Movie Magic Courtesy of An Actual Magician!

In the era of "Navigator," a single special effect shot could cost (according to Randal Kleiser) about $30,000. He wanted more effects shots, but to somehow save money in the process. So he turned to famed, mustachioed Canadian magician Doug Henning to help conjure up some stage magic to translate into some pure movie magic.

Henning's work went uncredited, but he did save the production money with his key contributions. One of the major ones was the metal steps leading into the spaceship.

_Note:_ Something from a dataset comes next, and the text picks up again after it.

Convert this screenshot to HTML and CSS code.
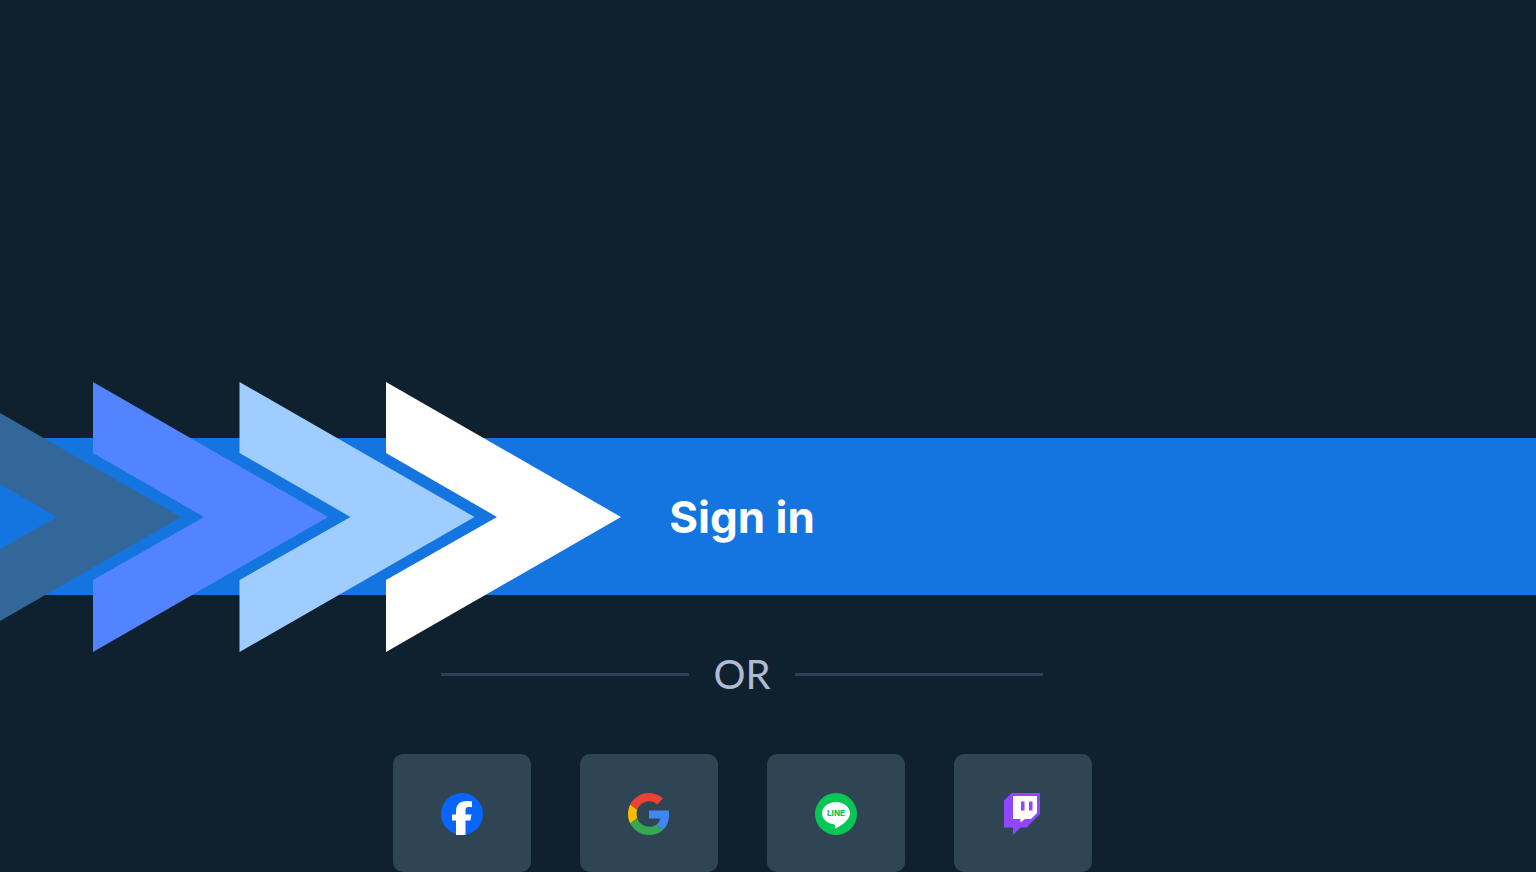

"We built those steps with steel rods going away from the camera so you couldn't see them," Kleiser explained. "So that Joe could walk on the steps and they would give a little bit; he couldn't really do that with special effects, it was in camera and it looked really great."

Another Henning trick employed a crane, used to give the illusion of the spaceship floating, particularly in the gas station and hangar scenes. In actuality, the ship was suspended from the side, and later in post-production the crane's arm was erased.


Cursing is not something you typically associate with movies by the Walt Disney Company. Sure, there have been subliminal messages and innuendo hidden in their animation, but usually the dialogue stays clean cut. "Flight of the Navigator" marked only the third time a Disney film permitted, or let slip, a dirty word. "Navigator" let the word sh** fly twice, once by David's brother Jeff when he told him to not take any from NASA, and another time when a scientist's mind was blown and made it holy. When asked about it recently, Kleiser said, "I don't remember the profanity in "Flight of The Navigator."

The first two Disney films with profanity were Robert Altman's 1980 musical "Popeye" and 1985's Academy Award nominated "The Journey of Natty Gann." When fighting Bluto, Robin Williams as the sailor man cursed like one by letting the "s" word slip in the film, co-produced by Paramount Pictures. Ms. Gann was a little naughtier, dropping several "s" bombs and even the "b" word.

Walt must have been spinning in his grave.